Check each line of the data below for the word "components", then extract the ones that have it.

-- start --

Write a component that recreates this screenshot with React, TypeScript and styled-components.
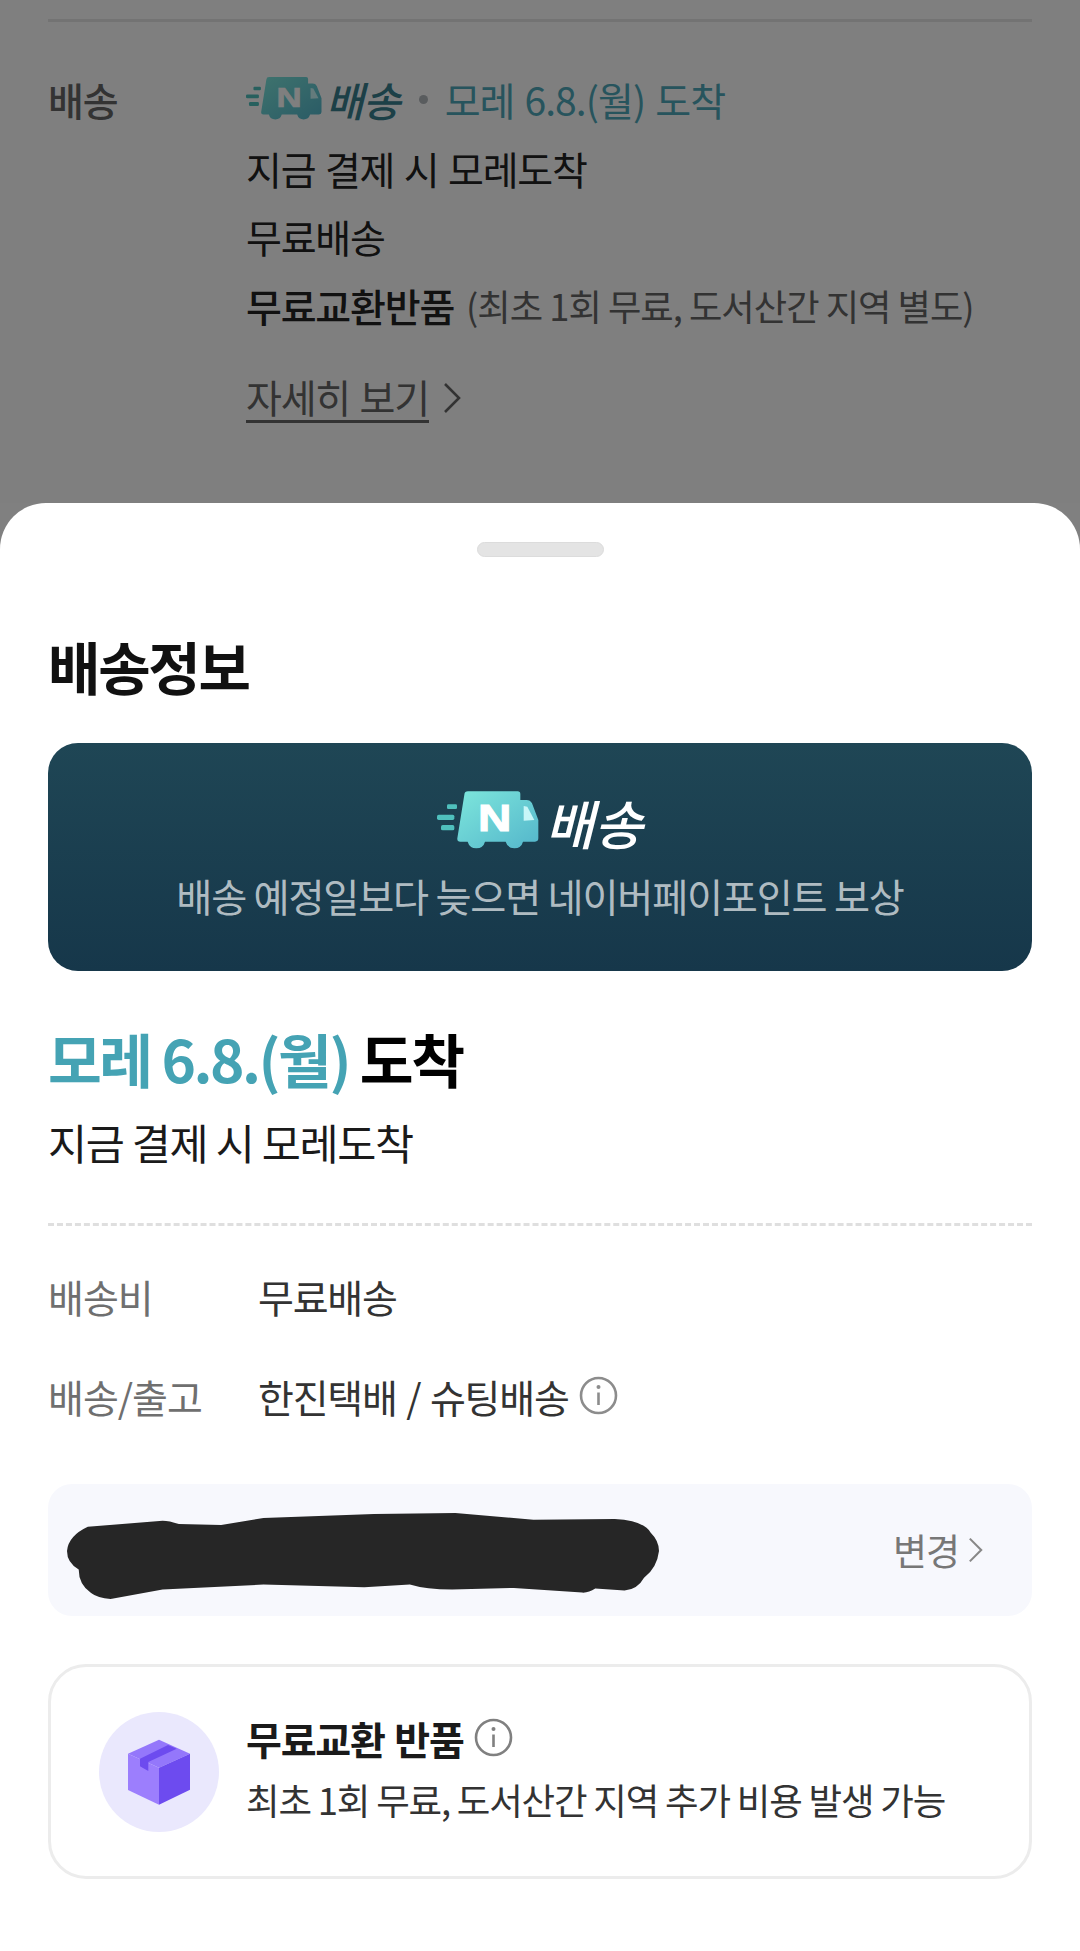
import { createGlobalStyle, styled } from "styled-components";

const Global = createGlobalStyle`
  html, body {
    margin: 0;
    padding: 0;
    background: #808080;
  }

  * {
    box-sizing: border-box;
  }

  body {
    font-family: "Noto Sans CJK KR", "Noto Sans", sans-serif;
  }
`;

const Page = styled.div`
  width: 1080px;
  height: 1951px;
  overflow: hidden;
  background: #808080;
`;

const Behind = styled.section`
  position: relative;
  height: 503px;
  margin-bottom: -46px;
  padding: 19px 48px 0;
  background: #fff;

  &::after {
    content: "";
    position: absolute;
    inset: 0;
    background: rgba(0, 0, 0, 0.5);
  }
`;

const TopRule = styled.div`
  height: 3px;
  background: #e6e6e6;
`;

const InfoRow = styled.div`
  display: grid;
  grid-template-columns: 198px 1fr;
  padding-top: 43px;
`;

const RowLabel = styled.div`
  font-size: 39px;
  line-height: 68.6px;
  font-weight: 500;
  letter-spacing: -1.2px;
  color: #666;
`;

const Line = styled.div<{ $tone?: string; $tight?: boolean }>`
  display: flex;
  align-items: center;
  height: 68.6px;
  font-size: 39px;
  letter-spacing: ${(p) => (p.$tight ? "-0.9px" : "-1.2px")};
  word-spacing: 2px;
  white-space: nowrap;
  color: ${(p) => p.$tone ?? "#222"};
`;

const LogoWord = styled.span`
  margin-left: 4px;
  font-size: 41px;
  font-style: italic;
  font-weight: 500;
  color: #38808f;
`;

const Dot = styled.span`
  width: 9px;
  height: 9px;
  margin: 0 17px 0 19px;
  border-radius: 50%;
  background: #b3b8bd;
`;

const Strong = styled.span`
  font-weight: 500;
`;

const Note = styled.span`
  margin-left: 12px;
  font-size: 36.3px;
  letter-spacing: -1px;
  word-spacing: 0;
  color: #666;
`;

const DetailLink = styled.div`
  display: flex;
  align-items: center;
  gap: 14px;
  margin-top: 34px;
  font-size: 39px;
  letter-spacing: -1.2px;
  word-spacing: 2px;
  color: #666;
`;

const Underlined = styled.span`
  line-height: 47px;
  border-bottom: 3px solid #666;
`;

const Sheet = styled.section`
  position: relative;
  z-index: 1;
  height: 1448px;
  margin-top: 46px;
  padding: 39px 48px 0;
  background: #fff;
  border-radius: 46px 46px 0 0;
`;

const Handle = styled.div`
  width: 127px;
  height: 15px;
  margin: 0 auto;
  border: 1px solid #dcdcdc;
  border-radius: 8px;
  background: #e4e4e4;
`;

const Title = styled.h1`
  margin: 70px 0 0;
  font-size: 57px;
  line-height: 76px;
  font-weight: 700;
  letter-spacing: -2.3px;
  color: #111;
`;

const Banner = styled.div`
  display: flex;
  flex-direction: column;
  align-items: center;
  height: 228px;
  margin-top: 40px;
  padding-top: 48px;
  border-radius: 30px;
  background: linear-gradient(180deg, #1f4655 0%, #16374a 100%);
`;

const BannerLogo = styled.div`
  display: flex;
  align-items: center;
  gap: 6px;
  height: 62px;
`;

const BannerWord = styled.span`
  font-size: 53px;
  line-height: 62px;
  font-style: italic;
  font-weight: 500;
  color: #fff;
`;

const BannerText = styled.div`
  margin-top: 16px;
  font-size: 39.2px;
  line-height: 52px;
  letter-spacing: -1.2px;
  color: rgba(255, 255, 255, 0.68);
`;

const Arrival = styled.div`
  margin-top: 47px;
  font-size: 58.5px;
  line-height: 80px;
  font-weight: 700;
  letter-spacing: -2.5px;
  color: #000;
`;

const ArrivalDate = styled.span`
  color: #45a3b4;
`;

const ArrivalNote = styled.div`
  margin-top: 15px;
  font-size: 42.5px;
  line-height: 58px;
  letter-spacing: -1.3px;
  color: #1a1a1a;
`;

const Dashed = styled.div`
  margin-top: 52px;
  border-top: 3px dashed #dfdfdf;
`;

const Specs = styled.dl`
  display: grid;
  grid-template-columns: 211px 1fr;
  grid-auto-rows: 100px;
  margin: 20px 0 0;
  align-items: center;
`;

const SpecName = styled.dt`
  font-size: 39px;
  letter-spacing: -1px;
  color: #6f6f6f;
`;

const SpecValue = styled.dd`
  display: flex;
  align-items: center;
  gap: 10px;
  margin: -1px 0 0 -1px;
  font-size: 39px;
  letter-spacing: -1.2px;
  word-spacing: 2px;
  color: #333;
`;

const Address = styled.div`
  display: flex;
  align-items: center;
  justify-content: space-between;
  height: 132px;
  margin-top: 38px;
  padding: 0 49px 0 19px;
  border-radius: 24px;
  background: #f7f8fd;
`;

const ScribbleMark = styled.svg`
  display: block;
  margin-top: 12px;
`;

const Change = styled.div`
  display: flex;
  align-items: center;
  gap: 9px;
  font-size: 37px;
  letter-spacing: -1px;
  color: #777;
`;

const ReturnCard = styled.div`
  display: flex;
  align-items: center;
  gap: 27px;
  height: 215px;
  margin-top: 48px;
  padding-left: 48px;
  border: 3px solid #ececec;
  border-radius: 38px;
`;

const ReturnBody = styled.div`
  padding-bottom: 7px;
`;

const ReturnTitle = styled.div`
  display: flex;
  align-items: center;
  gap: 10px;
  font-size: 39px;
  line-height: 54px;
  font-weight: 700;
  letter-spacing: -1.2px;
  word-spacing: 2px;
  color: #1a1a1a;
`;

const ReturnText = styled.div`
  margin-top: 9px;
  font-size: 36.5px;
  line-height: 52px;
  letter-spacing: -1.2px;
  color: #333;
`;

function Truck({ id, width }: { id: string; width: number }) {
  return (
    <svg width={width} viewBox="108 60 306 190" style={{ display: "block", flex: "none" }}>
      <defs>
        <linearGradient id={id} x1="0" y1="0" x2="1" y2="1">
          <stop offset="0" stopColor="#7de6dc" />
          <stop offset="1" stopColor="#54b6cb" />
        </linearGradient>
      </defs>
      <rect x="138" y="103" width="30" height="14" rx="4" fill="#4fc0bd" />
      <rect x="108" y="134" width="52" height="16" rx="5" fill="#4fc0bd" />
      <rect x="120" y="165" width="40" height="16" rx="5" fill="#4fc0bd" />
      <path
        d="M190 74Q191 64 201 64L350 64Q358 64 358 72L358 90L376 90Q388 90 393 100L412 150L412 205Q412 215 402 215L366 215A27 27 0 0 1 314 215L252 215A27 27 0 0 1 200 215L178 215Q168 215 169 205Z"
        fill={`url(#${id})`}
      />
      <path d="M368 108L379 110L400 150L368 152Z" fill="#c8f6f8" />
      <text
        x="281"
        y="184"
        textAnchor="middle"
        fontFamily="'Liberation Sans', sans-serif"
        fontWeight="700"
        fontSize="110"
        textLength="100"
        lengthAdjust="spacingAndGlyphs"
        stroke="#fff"
        strokeWidth="3"
        fill="#fff"
      >
        N
      </text>
    </svg>
  );
}

function InfoIcon({ color }: { color: string }) {
  return (
    <svg width="39" height="39" viewBox="0 0 39 39" fill="none" style={{ flex: "none" }}>
      <circle cx="19.5" cy="19.5" r="17.5" stroke={color} strokeWidth="2.6" />
      <circle cx="19.5" cy="11" r="2" fill={color} />
      <line x1="19.5" y1="16.5" x2="19.5" y2="29" stroke={color} strokeWidth="2.6" />
    </svg>
  );
}

function Chevron({ width, height, color }: { width: number; height: number; color: string }) {
  return (
    <svg width={width} height={height} viewBox="0 0 18 32" fill="none" style={{ flex: "none" }}>
      <polyline points="2,2 16,16 2,30" stroke={color} strokeWidth="2.6" />
    </svg>
  );
}

function Scribble() {
  return (
    <ScribbleMark width="592" height="86" viewBox="58 157 910 256" preserveAspectRatio="none">
      <path
        d="M58 270Q60 225 90 198L205 180Q215 180 230 190L295 193L360 172L530 160L655 157L775 177L900 175Q945 180 955 215Q968 240 968 270Q965 320 945 350Q935 385 915 388L870 382Q860 395 850 394L745 380L650 385Q610 385 585 370L515 378L360 370L205 385L125 413Q105 410 95 395Q76 370 76 325Q58 305 58 270Z"
        fill="#262626"
      />
    </ScribbleMark>
  );
}

function BoxIcon() {
  return (
    <svg width="120" height="120" viewBox="0 0 120 120" style={{ display: "block", flex: "none" }}>
      <circle cx="60" cy="60" r="60" fill="#eae8fd" />
      <path d="M60 27.7L91 41.7L60 55.7L29 41.7Z" fill="#9477fb" />
      <path d="M29 41.7L60 55.7L60 92.7L29 78Z" fill="#9c7efd" />
      <path d="M91 41.7L60 55.7L60 92.7L91 77.7Z" fill="#6d4bef" />
      <path d="M41 46.7L69 33L77.7 36.7L49.3 50L49.3 59L44 56L41 54.3Z" fill="#6d4bef" />
    </svg>
  );
}

export default function App() {
  return (
    <Page>
      <Global />

      <Behind>
        <TopRule />

        <InfoRow>
          <RowLabel>배송</RowLabel>

          <div>
            <Line $tone="#4fa9ba" $tight>
              <Truck id="truck-small" width={76} />
              <LogoWord>배송</LogoWord>
              <Dot />
              모레 6.8.(월) 도착
            </Line>
            <Line>지금 결제 시 모레도착</Line>
            <Line>무료배송</Line>
            <Line>
              <Strong>무료교환반품</Strong>
              <Note>(최초 1회 무료, 도서산간 지역 별도)</Note>
            </Line>

            <DetailLink>
              <Underlined>자세히 보기</Underlined>
              <Chevron width={18} height={32} color="#666" />
            </DetailLink>
          </div>
        </InfoRow>
      </Behind>

      <Sheet>
        <Handle />

        <Title>배송정보</Title>

        <Banner>
          <BannerLogo>
            <Truck id="truck-large" width={102} />
            <BannerWord>배송</BannerWord>
          </BannerLogo>
          <BannerText>배송 예정일보다 늦으면 네이버페이포인트 보상</BannerText>
        </Banner>

        <Arrival>
          <ArrivalDate>모레 6.8.(월)</ArrivalDate> 도착
        </Arrival>
        <ArrivalNote>지금 결제 시 모레도착</ArrivalNote>

        <Dashed />

        <Specs>
          <SpecName>배송비</SpecName>
          <SpecValue>무료배송</SpecValue>
          <SpecName>배송/출고</SpecName>
          <SpecValue>
            한진택배 / 슈팅배송
            <InfoIcon color="#8c8c8c" />
          </SpecValue>
        </Specs>

        <Address>
          <Scribble />
          <Change>
            변경
            <Chevron width={15} height={26} color="#888" />
          </Change>
        </Address>

        <ReturnCard>
          <BoxIcon />
          <ReturnBody>
            <ReturnTitle>
              무료교환 반품
              <InfoIcon color="#808080" />
            </ReturnTitle>
            <ReturnText>최초 1회 무료, 도서산간 지역 추가 비용 발생 가능</ReturnText>
          </ReturnBody>
        </ReturnCard>
      </Sheet>
    </Page>
  );
}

-- end --

[Response to the exercise]
Write a component that recreates this screenshot with React, TypeScript and styled-components.
import { createGlobalStyle, styled } from "styled-components";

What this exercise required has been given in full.